In the example I looked at to debug this, the sequence of events was:

1. One of our customer's javascript apps sent a truncated string to their web-server in a JSON payload. This string ended with a leading surrogate (this is another instance of V8 bug discussed in the blog post).

2. Their ruby backend exploded when they tried to use a regular expression on the string (because ruby's regexp library is strict about valid utf-8).

3. The bugsnag exception notifier copied the bytes from the incoming parameter into the JSON exception notification payload (ruby didn't notice because its string library unconditionally believes you if you tell it a string is valid utf8 — another bug :p).
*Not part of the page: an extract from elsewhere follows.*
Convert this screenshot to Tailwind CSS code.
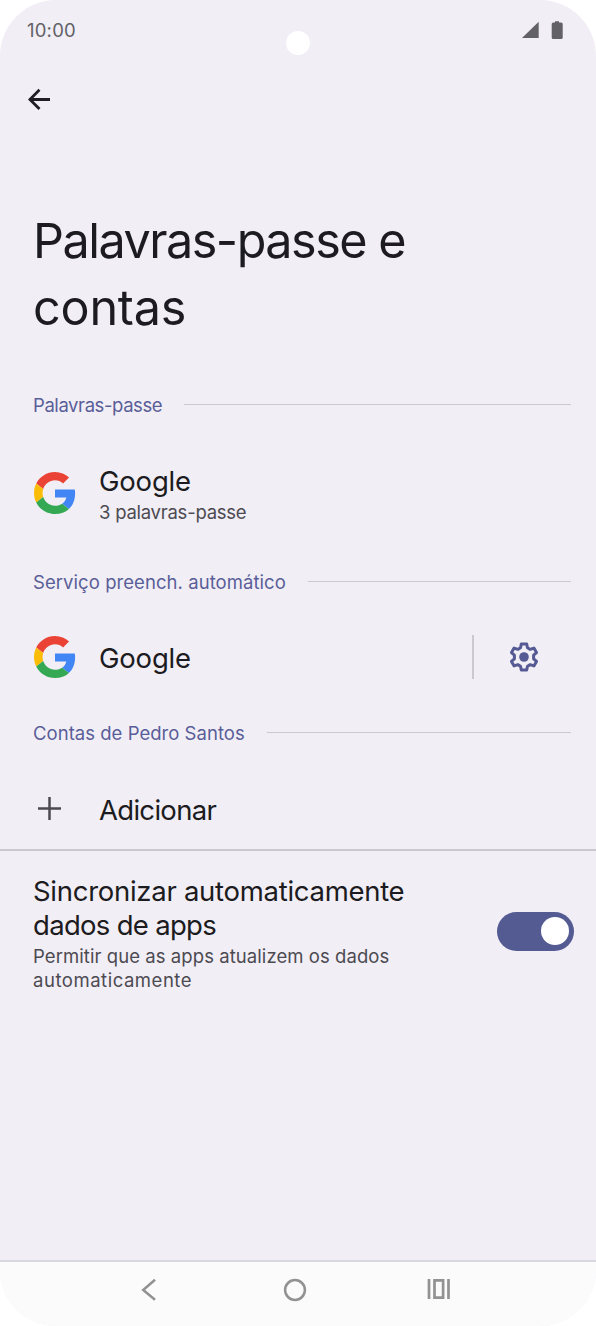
<!DOCTYPE html>
<html lang="pt">
<head>
<meta charset="utf-8">
<title>Palavras-passe e contas</title>
<script src="https://cdn.jsdelivr.net/npm/@tailwindcss/browser@4"></script>
</head>
<body class="bg-white font-['Inter','Liberation_Sans',sans-serif] text-[#1c1b20]">
<svg class="hidden">
  <symbol id="google" viewBox="0 0 48 48">
    <path fill="#EA4335" d="M24 9.5c3.54 0 6.71 1.22 9.21 3.6l6.85-6.85C35.9 2.38 30.47 0 24 0 14.62 0 6.51 5.38 2.56 13.22l7.98 6.19C12.43 13.72 17.74 9.5 24 9.5z"/>
    <path fill="#4285F4" d="M46.98 24.55c0-1.57-.15-3.09-.38-4.55H24v9.02h12.94c-.58 2.96-2.26 5.48-4.78 7.18l7.73 6c4.51-4.18 7.09-10.36 7.09-17.65z"/>
    <path fill="#FBBC05" d="M10.53 28.59c-.48-1.45-.76-2.99-.76-4.59s.27-3.14.76-4.59l-7.98-6.19C.92 16.46 0 20.12 0 24c0 3.88.92 7.54 2.56 10.78l7.97-6.19z"/>
    <path fill="#34A853" d="M24 48c6.48 0 11.93-2.13 15.89-5.81l-7.73-6c-2.15 1.45-4.92 2.3-8.16 2.3-6.26 0-11.57-4.22-13.47-9.91l-7.98 6.19C6.51 42.62 14.62 48 24 48z"/>
  </symbol>
</svg>
<div class="relative flex h-[1326px] w-[596px] flex-col overflow-hidden rounded-[56px] bg-[#f1eef6]">
  <div class="absolute left-[286px] top-[31px] size-6 rounded-full bg-white"></div>
  <header class="flex h-[60px] shrink-0 items-center justify-between pl-[27px] pr-8 text-[#626166]">
    <span class="text-[18.5px] leading-6 tracking-[0.2px]">10:00</span>
    <svg class="h-[18px] w-[42px]" viewBox="0 0 42 18" fill="currentColor"><path d="M0 17 16.7.7V17z"/><path d="M33 .2h4v1.3h2.2q1.5 0 1.5 1.5v13.4q0 1.500-1.500 1.500h-8q-1.500 0-1.500-1.500V3q0-1.500 1.500-1.500H33z"/></svg>
  </header>
  <div class="flex h-20 shrink-0 items-center pl-7">
    <svg class="h-6 w-[23px]" viewBox="0 0 23 24" fill="none" stroke="#1f1e22" stroke-width="2.8"><path d="M1.900 11.500H22M11.500 1.800 1.900 11.500l9.600 9.600"/></svg>
  </div>
  <h1 class="mt-[67px] pl-[33px] text-[48.5px] leading-[67px]"><span class="block tracking-[-1.5px]">Palavras-passe e</span><span class="block tracking-[-0.2px]">contas</span></h1>

  <div class="mt-[51px] flex h-6 shrink-0 items-center gap-[22px] pl-[33px] pr-[25px] text-[#5a5e98]">
    <h2 class="mt-px text-[18.5px] leading-6 tracking-[-0.42px]">Palavras-passe</h2><div class="h-px flex-1 bg-[#cbc9d0]"></div>
  </div>
  <div class="mt-12 flex shrink-0 items-center pl-[34px]">
    <svg class="mb-[3px] h-[42px] w-[42px]"><use href="#google"/></svg>
    <div class="ml-[23px]">
      <p class="text-[27.5px] leading-[34px] tracking-[-0.2px]">Google</p>
      <p class="mt-0.5 text-[18.5px] leading-6 tracking-[-0.25px] text-[#4c4a51]">3 palavras-passe</p>
    </div>
  </div>
  <div class="mt-[45px] flex h-6 shrink-0 items-center gap-[22px] pl-[33px] pr-[25px] text-[#5a5e98]">
    <h2 class="mt-px text-[18.5px] leading-6 tracking-[0.06px]">Serviço preench. automático</h2><div class="h-px flex-1 bg-[#cbc9d0]"></div>
  </div>
  <div class="mt-[42px] flex h-11 shrink-0 items-center pl-[34px] pr-[57px]">
    <svg class="h-[42px] w-[42px]"><use href="#google"/></svg>
    <p class="ml-[23px] mt-[2px] flex-1 text-[27.5px] leading-[34px] tracking-[-0.2px]">Google</p>
    <div class="mr-[35px] h-11 w-[2px] bg-[#cbc9d0]"></div>
    <svg class="h-[30px] w-[30px]" viewBox="2 2 20 20" fill="none" stroke="#555a94" stroke-width="2" stroke-linejoin="round"><path d="M10.200 3.300h3.600l.5 2.550 1.800 1.050 2.500-.85 1.750 3-1.950 1.750v2.400l1.950 1.750-1.750 3-2.500-.85-1.800 1.050-.5 2.550h-3.600l-.5-2.550-1.800-1.050-2.500.85-1.750-3 1.950-1.750v-2.400L3.650 9.050l1.750-3 2.500.85 1.800-1.050z"/><circle cx="12" cy="12" r="3.200" fill="#555a94" stroke="none"/></svg>
  </div>
  <div class="mt-[41px] flex h-6 shrink-0 items-center gap-[22px] pl-[33px] pr-[25px] text-[#5a5e98]">
    <h2 class="mt-[2px] text-[18.5px] leading-6 tracking-[0.03px]">Contas de Pedro Santos</h2><div class="h-px flex-1 bg-[#cbc9d0]"></div>
  </div>
  <div class="mt-[48px] flex h-[34px] shrink-0 items-center pl-[38px]">
    <svg class="-mt-px h-[23px] w-[23px]" viewBox="0 0 23 23" stroke="#4c4a51" stroke-width="2.5"><path d="M11.500 0v23M0 11.500h23"/></svg>
    <p class="ml-[38px] mt-px text-[27.5px] leading-[34px] tracking-[-0.7px]">Adicionar</p>
  </div>
  <div class="mt-[23px] h-0.5 shrink-0 bg-[#cbc9d0]"></div>
  <div class="mt-[23px] flex shrink-0 items-center justify-between pl-[33px] pr-[22px]">
    <div>
      <p class="text-[27.5px] leading-[34px]"><span class="block tracking-[-0.28px]">Sincronizar automaticamente</span><span class="block tracking-[-0.7px]">dados de apps</span></p>
      <p class="mt-0.5 text-[18.5px] leading-6 text-[#4c4a51]"><span class="block tracking-[0.07px]">Permitir que as apps atualizem os dados</span><span class="block tracking-[0.53px]">automaticamente</span></p>
    </div>
    <div class="mb-1 flex h-[39px] w-[77px] items-center justify-end rounded-full bg-[#545a92] pr-[5px]"><div class="size-7 rounded-full bg-white"></div></div>
  </div>
  <nav class="mt-auto flex h-[66px] shrink-0 items-start border-t-2 border-[#dad8df] bg-[#fbfbfb] pl-[141px] pt-[16px] text-[#929292]">
    <svg class="h-6 w-[15px]" viewBox="0 0 15 24" fill="none" stroke="currentColor" stroke-width="2.5"><path d="M14 1.800 2.200 12 14 21.700"/></svg>
    <svg class="ml-[127px] h-6 w-6" viewBox="0 0 24 24" fill="none" stroke="currentColor" stroke-width="2.5"><circle cx="12" cy="12" r="9.900"/></svg>
    <svg class="ml-[120px] h-[22px] w-6" viewBox="0 0 24 22" fill="none" stroke="currentColor" stroke-width="2.700"><path d="M2 1v20M21.500 1v20M7.500 2.400h8.600v17.200H7.500z"/></svg>
  </nav>
</div>
</body>
</html>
sujayakar 12 years ago | | |

ah yeah step 3 seems pretty bad -- cool that you found that bug!

scoopr 12 years ago |

This same problem manifests with Java as well, where some methods that claim to return UTF-8 on closer inspection actually return “modified UTF-8”, which is broken the same way. Notably I ran across this in with JNI function GetStringUTFChars, but may come across in DataOutputStream's writeUTF etc.

bsaul 12 years ago |

Reminds me of a previous discussion about Go being more "mature" than node.js, where i said having someone like Pike on board gives you more than 30 years of "maturity". I'm pretty sure you wouldn't find those leaky UTF encoding handling in Go.

ygra 12 years ago | |

Well, Node builds atop an established language, while Go is a new development. It's probably easier to build sane Unicode semantics into a new language than to change the JS spec.

pjscott 12 years ago | |

Since Rob Pike and Ken Thompson are the guys who came up with UTF-8, you'd expect them to write decent Unicode encoding for Go. It would be surprising if they didn't.

scott_karana 12 years ago |

Is it just me, or is the two-column layout a bit tricky for readability?

(1440x900)

oceanstone 12 years ago |

I can't believe NodeJS doesn't support Dragon symbols. This is a dealbreaker.